18.2 Three models of policy-making: rational, incremental and the garbage-can. How the significance of goals varies between these models (pp. 368-70).
18.2 Initiation and formulation: in the USA, the role of policy entrepreneurs in exploiting policy windows. More controlled agendas in other democracies and the EU (pp. 370-72).
18.3 Implementation: top-down and bottom-up approaches. The knowledge uniquely available at street level (pp. 372-73).
18.5 Evaluation: the problems of mushy goals and of goal-shift during implementation. Policy outputs vs. outcomes. Naturalistic evaluation (pp. 373-74).
18.6 Review: continue, revise or terminate? Functions persist, even though many agencies don’t (p. 374-75).
18.7 Policy instruments: tools for translating policy into practice.
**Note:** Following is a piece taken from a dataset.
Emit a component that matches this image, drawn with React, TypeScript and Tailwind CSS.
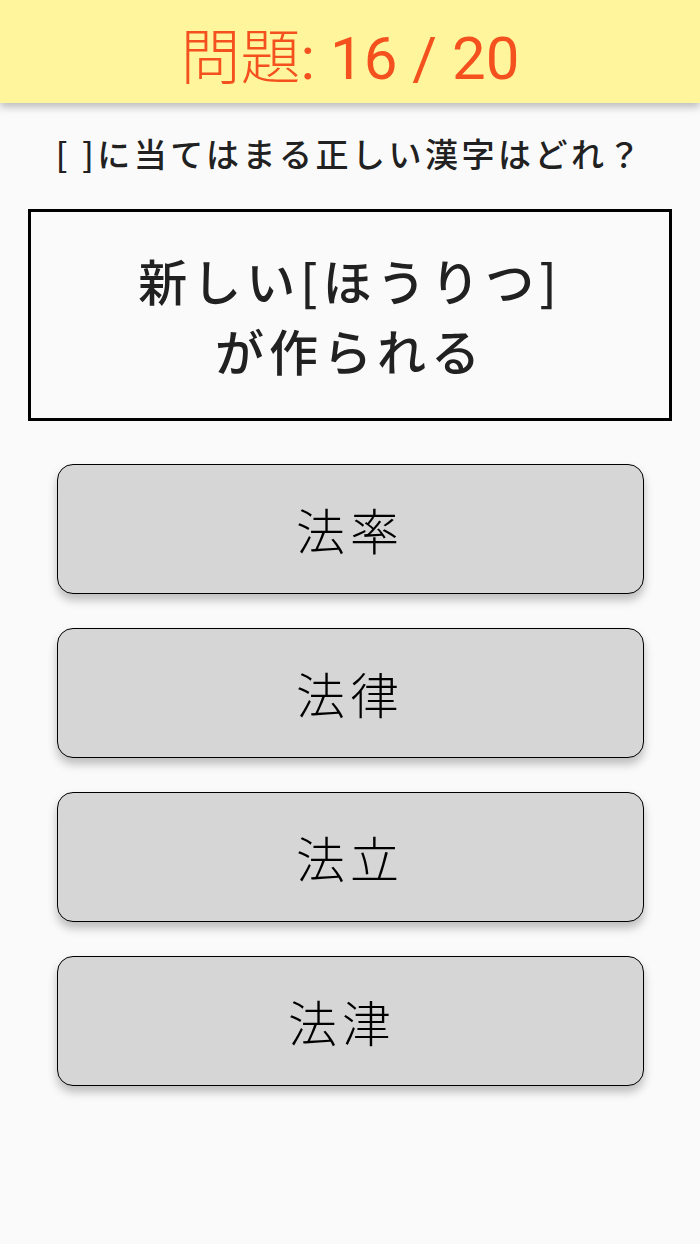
import React from "react";

const FONT = { fontFamily: '"Noto Sans CJK JP", "Noto Sans", sans-serif' };
const HFONT = { fontFamily: 'Roboto, "Noto Sans CJK JP", sans-serif' };

export default function App() {
  const options = ["法率", "法律", "法立", "法津\u00a0"];
  return (
    <div className="w-[700px] h-[1244px] bg-[#fafafa] flex flex-col" style={FONT}>
      <div className="h-[103px] bg-[#fff59d] flex items-center justify-center shadow-[0_4px_8px_rgba(0,0,0,0.25)] relative z-10">
        <span className="text-[60px] text-[#f4511e] leading-none pt-[8px]" style={HFONT}>
          <span className="font-light" style={FONT}>問題</span>
          <span className="font-normal">: 16 / 20</span>
        </span>
      </div>
      <div className="flex flex-col items-center">
        <div className="mt-[30px] text-[33px] leading-[40px] text-[#212121] tracking-[3.5px] font-medium">
          [ ]に当てはまる正しい漢字はどれ？
        </div>
        <div className="mt-[36px] w-[644px] h-[212px] border-[3px] border-black flex flex-col items-center justify-center text-[49px] leading-[70px] font-medium text-[#212121] tracking-[5px]">
          <div>新しい[ほうりつ]</div>
          <div>が作られる</div>
        </div>
        <div className="mt-[43px] flex flex-col gap-[34px]">
          {options.map((o) => (
            <div
              key={o}
              className="w-[587px] h-[130px] bg-[#d6d6d6] border-[1.5px] border-black rounded-[16px] flex items-center justify-center text-[49px] text-black tracking-[5px] font-light shadow-[0_6px_10px_rgba(0,0,0,0.25)]"
            >
              {o}
            </div>
          ))}
        </div>
      </div>
    </div>
  );
}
Many available: can be grouped into command and control; financial; and advocacy. Criteria for policy selection: effectiveness (will it work?), efficiency (at what cost?), equity (is it fair?), appropriateness (does the instrument fit the problem?) and simplicity (is it manageable?) (pp. 375-76).
18.8 Regulation as a key policy instrument in contemporary liberal democracies. Co-regulation, self-regulation and regulatory capture. The influence of American independent regulatory agencies. Informal, cooperative regulation vs US-style rules-based regulation. (pp. 376-81).
18.9 Public policy in authoritarian regimes: policy takes second place to politics as the regime seeks to maintain its position through patronage and rent-seeking, leading to policy inertia. The nature and limits of planning under communism. The blinkered nature of the big push. Contemporary China: an expansion of the non-state sector but even so wealth still flows from politics (pp. 381-82).
18.10 Public policy in illiberal democracies: strong political control of key economic resources, particularly commodities, with a freer market in less sensitive sectors of the economy. The populist leader both draws on, and claims he is the only means of overcoming, the glaring gap between the poverty of the many and the wealth of the few. Problems of capacity-building, both public and private, especially in the smaller illiberal democracies of Africa and Latin America (pp. 382-84).